> [Exercise directions]: Emit the data below verbatim, stripping out any pictures.

> [Supplied information]:
________________________________________

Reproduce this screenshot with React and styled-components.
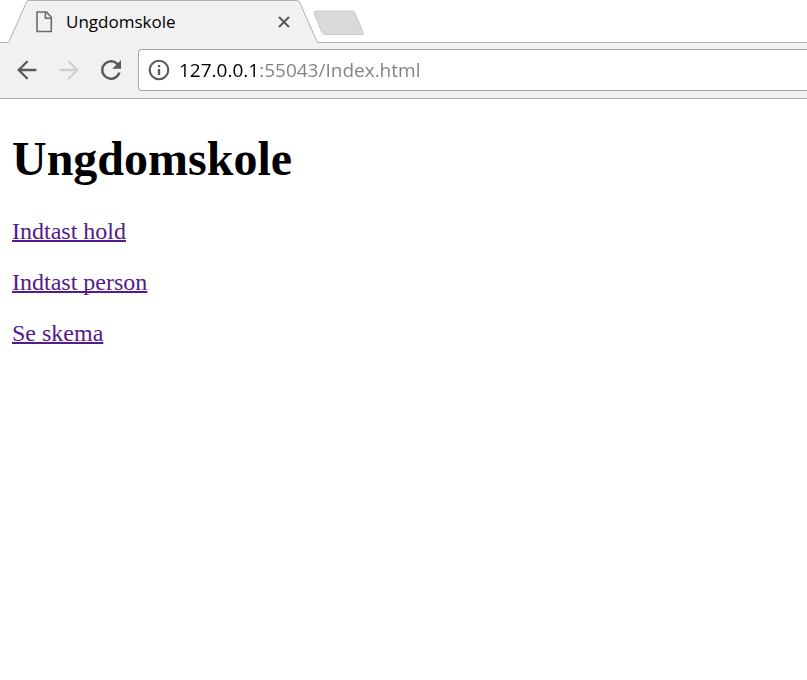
import React from "react";
import styled, { createGlobalStyle } from "styled-components";

const GlobalStyle = createGlobalStyle`
  *, *::before, *::after { box-sizing: border-box; }
  body { margin: 0; background: #fff; }
`;

const Browser = styled.div`
  display: flex;
  flex-direction: column;
  min-height: 100vh;
  overflow: hidden;
  font-family: "Open Sans", "Noto Sans", sans-serif;
`;

const TabStrip = styled.header`
  display: flex;
  align-items: flex-end;
  height: 43px;
  background: linear-gradient(#b1b1b1, #b1b1b1) bottom / 100% 1px no-repeat #fff;
  padding-left: 8px;
`;

const Tab = styled.div`
  display: flex;
  height: 43px;
`;

const TabEdge = styled.svg`
  flex: none;
  display: block;
`;

const TabBody = styled.div`
  display: flex;
  align-items: center;
  width: 268px;
  padding: 0 5px 0 7px;
  border-top: 1px solid #b1b1b1;
  background: #f1f1f1;
`;

const TabTitle = styled.span`
  flex: 1;
  margin-left: 12px;
  font-size: 17px;
  line-height: 24px;
  color: #000;
`;

const IconButton = styled.button`
  display: flex;
  align-items: center;
  justify-content: center;
  flex: none;
  width: ${(p) => p.$size}px;
  height: ${(p) => p.$size}px;
  padding: 0;
  border: 0;
  background: none;
  color: ${(p) => (p.disabled ? "#d0d0d0" : "#5a5a5a")};
`;

const NewTab = styled.button`
  align-self: flex-start;
  margin: 10px 0 0 -5px;
  padding: 0;
  border: 0;
  background: none;
  line-height: 0;
`;

const Toolbar = styled.nav`
  display: flex;
  align-items: center;
  height: 56px;
  padding: 0 0 1px 12px;
  background: #f1f1f1;
  border-bottom: 1px solid #b1b1b1;
`;

const NavButtons = styled.div`
  display: flex;
  gap: 12px;
  margin-right: 12px;
`;

const AddressBar = styled.div`
  display: flex;
  align-items: center;
  flex: 1;
  height: 42px;
  padding-left: 5px;
  background: #fff;
  border: 1px solid #a9a9a9;
  border-right: 0;
  border-radius: 4px 0 0 4px;
`;

/* The host is black and the rest of the address is grey. */
const Address = styled.input`
  flex: 1;
  min-width: 0;
  height: 32px;
  margin-left: 5px;
  padding: 0;
  border: 0;
  outline: 0;
  font: 19px/32px "Open Sans", "Noto Sans", sans-serif;
  color: #808080;
  background: linear-gradient(to right, #000 81px, #808080 81px);
  background-clip: text;
  -webkit-background-clip: text;
  -webkit-text-fill-color: transparent;
`;

const Page = styled.main`
  padding: 32px 12px;
  font-family: "Liberation Serif", "Times New Roman", serif;
`;

const Title = styled.h1`
  margin: 0 0 32px;
  font-size: 48px;
  line-height: 55px;
  font-weight: bold;
  color: #000;
`;

const LinkLine = styled.p`
  margin: 0 0 24px;
  font-size: 24px;
  line-height: 27px;
`;

const PageLink = styled.a`
  color: #551a8b;
  text-decoration: underline;
  text-decoration-thickness: 2px;
  text-decoration-skip-ink: none;
`;

const links = [
  { label: "Indtast hold", href: "#hold" },
  { label: "Indtast person", href: "#person" },
  { label: "Se skema", href: "#skema" },
];

function FileIcon() {
  return (
    <svg width="18" height="22" viewBox="0 0 18 22" fill="none" stroke="#6b6b6b" strokeWidth="1.6" aria-hidden="true">
      <path d="M1 1H10.5L15.3 6.2V20.5H1Z" />
      <path d="M9.4 1V7.2H15.3" />
    </svg>
  );
}

function CloseIcon() {
  return (
    <svg width="12" height="12" viewBox="0 0 12 12" stroke="currentColor" strokeWidth="2" aria-hidden="true">
      <path d="M1 1L11 11M11 1L1 11" />
    </svg>
  );
}

function ArrowIcon({ forward }) {
  return (
    <svg width="20" height="20" viewBox="0 0 20 20" fill="none" stroke="currentColor" strokeWidth="2.3" strokeLinecap="round" aria-hidden="true">
      <path d={forward ? "M1.5 10H18M10 1.7L18.3 10L10 18.3" : "M18.5 10H2M10 1.7L1.7 10L10 18.3"} />
    </svg>
  );
}

function ReloadIcon() {
  return (
    <svg width="30" height="30" viewBox="0 0 24 24" fill="currentColor" aria-hidden="true">
      <path d="M17.65 6.35A7.96 7.96 0 0 0 12 4a8 8 0 1 0 7.73 10h-2.08A6 6 0 1 1 12 6c1.66 0 3.14.69 4.22 1.78L13 11h7V4z" />
    </svg>
  );
}

function InfoIcon() {
  return (
    <svg width="22" height="22" viewBox="0 0 22 22" fill="none" aria-hidden="true">
      <circle cx="11" cy="11" r="9.3" stroke="currentColor" strokeWidth="2.1" />
      <path d="M11 6V8.2M11 10V16" stroke="currentColor" strokeWidth="2.3" />
    </svg>
  );
}

export default function App() {
  return (
    <Browser>
      <GlobalStyle />
      <TabStrip>
        <Tab>
          <TabEdge width="21" height="43" viewBox="0 0 21 43" aria-hidden="true">
            <path d="M0 43V42.5Q1 42 1.5 40.5L18.5 2Q19 .5 21 .5V43Z" fill="#f1f1f1" />
            <path d="M0 42.5Q1 42 1.5 40.5L18.5 2Q19 .5 21 .5" fill="none" stroke="#b1b1b1" />
          </TabEdge>
          <TabBody>
            <FileIcon />
            <TabTitle>Ungdomskole</TabTitle>
            <IconButton $size={16} aria-label="Luk fane">
              <CloseIcon />
            </IconButton>
          </TabBody>
          <TabEdge width="21" height="43" viewBox="0 0 21 43" aria-hidden="true">
            <path d="M21 43V42.5Q20 42 19.5 40.5L2.5 2Q2 .5 0 .5V43Z" fill="#f1f1f1" />
            <path d="M21 42.5Q20 42 19.5 40.5L2.5 2Q2 .5 0 .5" fill="none" stroke="#b1b1b1" />
          </TabEdge>
        </Tab>
        <NewTab aria-label="Ny fane">
          <svg width="52" height="26" viewBox="0 0 52 26" aria-hidden="true">
            <path d="M3 1H39Q41 1 42 3L50 22Q51 24.5 49 24.5H12Q10 24.5 9 22.5L1 3.5Q.5 1 3 1Z" fill="#d9d9d9" stroke="#cacaca" />
          </svg>
        </NewTab>
      </TabStrip>
      <Toolbar aria-label="Navigation">
        <NavButtons>
          <IconButton $size={30} aria-label="Tilbage">
            <ArrowIcon />
          </IconButton>
          <IconButton $size={30} aria-label="Frem" disabled>
            <ArrowIcon forward />
          </IconButton>
          <IconButton $size={30} aria-label="Genindlæs">
            <ReloadIcon />
          </IconButton>
        </NavButtons>
        <AddressBar>
          <IconButton $size={30} aria-label="Oplysninger om webstedet">
            <InfoIcon />
          </IconButton>
          <Address aria-label="Adresse" defaultValue="127.0.0.1:55043/Index.html" spellCheck={false} />
        </AddressBar>
      </Toolbar>
      <Page>
        <Title>Ungdomskole</Title>
        {links.map((link) => (
          <LinkLine key={link.label}>
            <PageLink href={link.href}>{link.label}</PageLink>
          </LinkLine>
        ))}
      </Page>
    </Browser>
  );
}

________________________________________

> [Task answer]:
Reproduce this screenshot with React and styled-components.
import React from "react";
import styled, { createGlobalStyle } from "styled-components";

const GlobalStyle = createGlobalStyle`
  *, *::before, *::after { box-sizing: border-box; }
  body { margin: 0; background: #fff; }
`;

const Browser = styled.div`
  display: flex;
  flex-direction: column;
  min-height: 100vh;
  overflow: hidden;
  font-family: "Open Sans", "Noto Sans", sans-serif;
`;

const TabStrip = styled.header`
  display: flex;
  align-items: flex-end;
  height: 43px;
  background: linear-gradient(#b1b1b1, #b1b1b1) bottom / 100% 1px no-repeat #fff;
  padding-left: 8px;
`;

const Tab = styled.div`
  display: flex;
  height: 43px;
`;

const TabEdge = styled.svg`
  flex: none;
  display: block;
`;

const TabBody = styled.div`
  display: flex;
  align-items: center;
  width: 268px;
  padding: 0 5px 0 7px;
  border-top: 1px solid #b1b1b1;
  background: #f1f1f1;
`;

const TabTitle = styled.span`
  flex: 1;
  margin-left: 12px;
  font-size: 17px;
  line-height: 24px;
  color: #000;
`;

const IconButton = styled.button`
  display: flex;
  align-items: center;
  justify-content: center;
  flex: none;
  width: ${(p) => p.$size}px;
  height: ${(p) => p.$size}px;
  padding: 0;
  border: 0;
  background: none;
  color: ${(p) => (p.disabled ? "#d0d0d0" : "#5a5a5a")};
`;

const NewTab = styled.button`
  align-self: flex-start;
  margin: 10px 0 0 -5px;
  padding: 0;
  border: 0;
  background: none;
  line-height: 0;
`;

const Toolbar = styled.nav`
  display: flex;
  align-items: center;
  height: 56px;
  padding: 0 0 1px 12px;
  background: #f1f1f1;
  border-bottom: 1px solid #b1b1b1;
`;

const NavButtons = styled.div`
  display: flex;
  gap: 12px;
  margin-right: 12px;
`;

const AddressBar = styled.div`
  display: flex;
  align-items: center;
  flex: 1;
  height: 42px;
  padding-left: 5px;
  background: #fff;
  border: 1px solid #a9a9a9;
  border-right: 0;
  border-radius: 4px 0 0 4px;
`;

/* The host is black and the rest of the address is grey. */
const Address = styled.input`
  flex: 1;
  min-width: 0;
  height: 32px;
  margin-left: 5px;
  padding: 0;
  border: 0;
  outline: 0;
  font: 19px/32px "Open Sans", "Noto Sans", sans-serif;
  color: #808080;
  background: linear-gradient(to right, #000 81px, #808080 81px);
  background-clip: text;
  -webkit-background-clip: text;
  -webkit-text-fill-color: transparent;
`;

const Page = styled.main`
  padding: 32px 12px;
  font-family: "Liberation Serif", "Times New Roman", serif;
`;

const Title = styled.h1`
  margin: 0 0 32px;
  font-size: 48px;
  line-height: 55px;
  font-weight: bold;
  color: #000;
`;

const LinkLine = styled.p`
  margin: 0 0 24px;
  font-size: 24px;
  line-height: 27px;
`;

const PageLink = styled.a`
  color: #551a8b;
  text-decoration: underline;
  text-decoration-thickness: 2px;
  text-decoration-skip-ink: none;
`;

const links = [
  { label: "Indtast hold", href: "#hold" },
  { label: "Indtast person", href: "#person" },
  { label: "Se skema", href: "#skema" },
];

function FileIcon() {
  return (
    <svg width="18" height="22" viewBox="0 0 18 22" fill="none" stroke="#6b6b6b" strokeWidth="1.6" aria-hidden="true">
      <path d="M1 1H10.5L15.3 6.2V20.5H1Z" />
      <path d="M9.4 1V7.2H15.3" />
    </svg>
  );
}

function CloseIcon() {
  return (
    <svg width="12" height="12" viewBox="0 0 12 12" stroke="currentColor" strokeWidth="2" aria-hidden="true">
      <path d="M1 1L11 11M11 1L1 11" />
    </svg>
  );
}

function ArrowIcon({ forward }) {
  return (
    <svg width="20" height="20" viewBox="0 0 20 20" fill="none" stroke="currentColor" strokeWidth="2.3" strokeLinecap="round" aria-hidden="true">
      <path d={forward ? "M1.5 10H18M10 1.7L18.3 10L10 18.3" : "M18.5 10H2M10 1.7L1.7 10L10 18.3"} />
    </svg>
  );
}

function ReloadIcon() {
  return (
    <svg width="30" height="30" viewBox="0 0 24 24" fill="currentColor" aria-hidden="true">
      <path d="M17.65 6.35A7.96 7.96 0 0 0 12 4a8 8 0 1 0 7.73 10h-2.08A6 6 0 1 1 12 6c1.66 0 3.14.69 4.22 1.78L13 11h7V4z" />
    </svg>
  );
}

function InfoIcon() {
  return (
    <svg width="22" height="22" viewBox="0 0 22 22" fill="none" aria-hidden="true">
      <circle cx="11" cy="11" r="9.3" stroke="currentColor" strokeWidth="2.1" />
      <path d="M11 6V8.2M11 10V16" stroke="currentColor" strokeWidth="2.3" />
    </svg>
  );
}

export default function App() {
  return (
    <Browser>
      <GlobalStyle />
      <TabStrip>
        <Tab>
          <TabEdge width="21" height="43" viewBox="0 0 21 43" aria-hidden="true">
            <path d="M0 43V42.5Q1 42 1.5 40.5L18.5 2Q19 .5 21 .5V43Z" fill="#f1f1f1" />
            <path d="M0 42.5Q1 42 1.5 40.5L18.5 2Q19 .5 21 .5" fill="none" stroke="#b1b1b1" />
          </TabEdge>
          <TabBody>
            <FileIcon />
            <TabTitle>Ungdomskole</TabTitle>
            <IconButton $size={16} aria-label="Luk fane">
              <CloseIcon />
            </IconButton>
          </TabBody>
          <TabEdge width="21" height="43" viewBox="0 0 21 43" aria-hidden="true">
            <path d="M21 43V42.5Q20 42 19.5 40.5L2.5 2Q2 .5 0 .5V43Z" fill="#f1f1f1" />
            <path d="M21 42.5Q20 42 19.5 40.5L2.5 2Q2 .5 0 .5" fill="none" stroke="#b1b1b1" />
          </TabEdge>
        </Tab>
        <NewTab aria-label="Ny fane">
          <svg width="52" height="26" viewBox="0 0 52 26" aria-hidden="true">
            <path d="M3 1H39Q41 1 42 3L50 22Q51 24.5 49 24.5H12Q10 24.5 9 22.5L1 3.5Q.5 1 3 1Z" fill="#d9d9d9" stroke="#cacaca" />
          </svg>
        </NewTab>
      </TabStrip>
      <Toolbar aria-label="Navigation">
        <NavButtons>
          <IconButton $size={30} aria-label="Tilbage">
            <ArrowIcon />
          </IconButton>
          <IconButton $size={30} aria-label="Frem" disabled>
            <ArrowIcon forward />
          </IconButton>
          <IconButton $size={30} aria-label="Genindlæs">
            <ReloadIcon />
          </IconButton>
        </NavButtons>
        <AddressBar>
          <IconButton $size={30} aria-label="Oplysninger om webstedet">
            <InfoIcon />
          </IconButton>
          <Address aria-label="Adresse" defaultValue="127.0.0.1:55043/Index.html" spellCheck={false} />
        </AddressBar>
      </Toolbar>
      <Page>
        <Title>Ungdomskole</Title>
        {links.map((link) => (
          <LinkLine key={link.label}>
            <PageLink href={link.href}>{link.label}</PageLink>
          </LinkLine>
        ))}
      </Page>
    </Browser>
  );
}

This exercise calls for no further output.